Translation:Candy is sweet.

June 15, 2017



This is why we need Kanji. I read it as "rain is sweer at first".


Candy 飴(あめ)、アメ rain 雨(あめ)  I think that the four dots in the kanji '雨' looks like rain. Do you?



That's how I remember 雨. It looks like a rainy window to me. It's very helpful when kanji resemble their meanings. Learning the different parts and their reason for being there helps a lot too.


There are no Kanji in the question though.


I thought from 'candy'. I did not know which sentence exist first.


I can imagine this subject is candy becouse there is the word of 'あまい(sweet)'.


If you have audio, the pronunciation/tone may give a hint as well. Candy is more of あめ↑, while rain is more of あ↑め. Of course, DL's voice may be a tad robotic :D


Oh, though this applies more for standard/Tokyo accent. If I'm not wrong, other regions may have their various forms of accents... Like how it might be あ↑めちゃん when you're in Kansai region?


This is correct. It differs greatly depending on where in the country you are. Getting these things "wrong" is therefore usually not a problem, people will understand you. Japanese is not Chinese. :)


It sure is, although I'm native japanese speaker, this confused me at first too.

Without kanji, at time we can't understand its accurate meanings.

By the way "雨(あめ)は甘(あま)いです。" sounds very poetic and fantasy!


I can see a phrase like "sweet rain" from a native English-speaking author as well, maybe in a description of country life somewhere.
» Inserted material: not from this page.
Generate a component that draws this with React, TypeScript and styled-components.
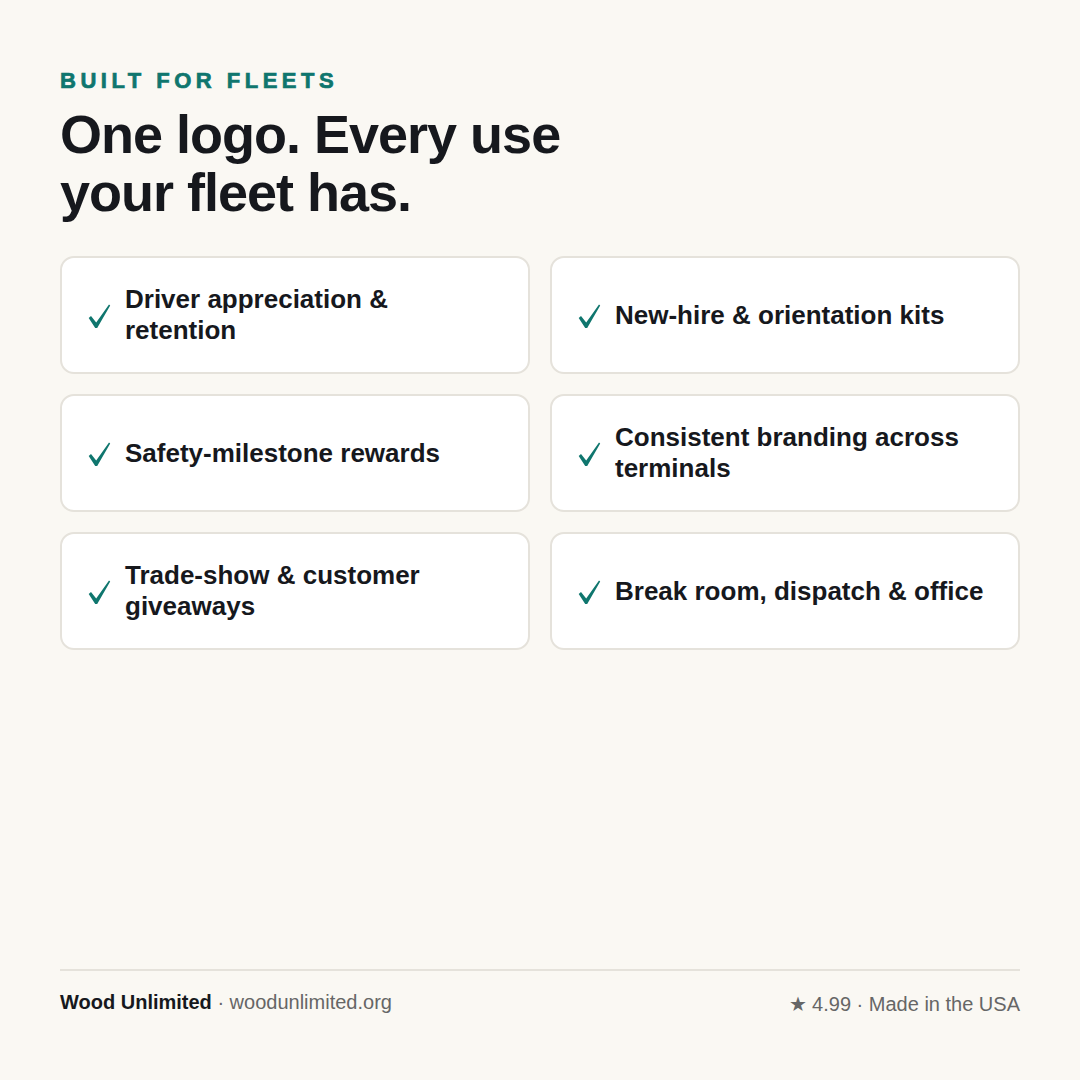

The interpretation of あめ as candy would have to come from context, kanji, intonation(?) or dictionary hints. So I also don't like this question


As far as I can tell, it would also make sense as 雨は甘いです. "甘い" doesn't always mean "sweet", it can also mean "mild" or "loose". Maybe I'm wrong, but "the rain is mild" would make sense to me.


Did anyone else get "Lollipops are sweet" as the right answer? That's ridiculous! (My answer is "Sweets are sweet")


It seems that 'キャンディ(きゃんでぃ)' is Japanese English.

お菓子(おかし) meaning Snacks, Sweets, Candies, Chocolates, Confectionery in general.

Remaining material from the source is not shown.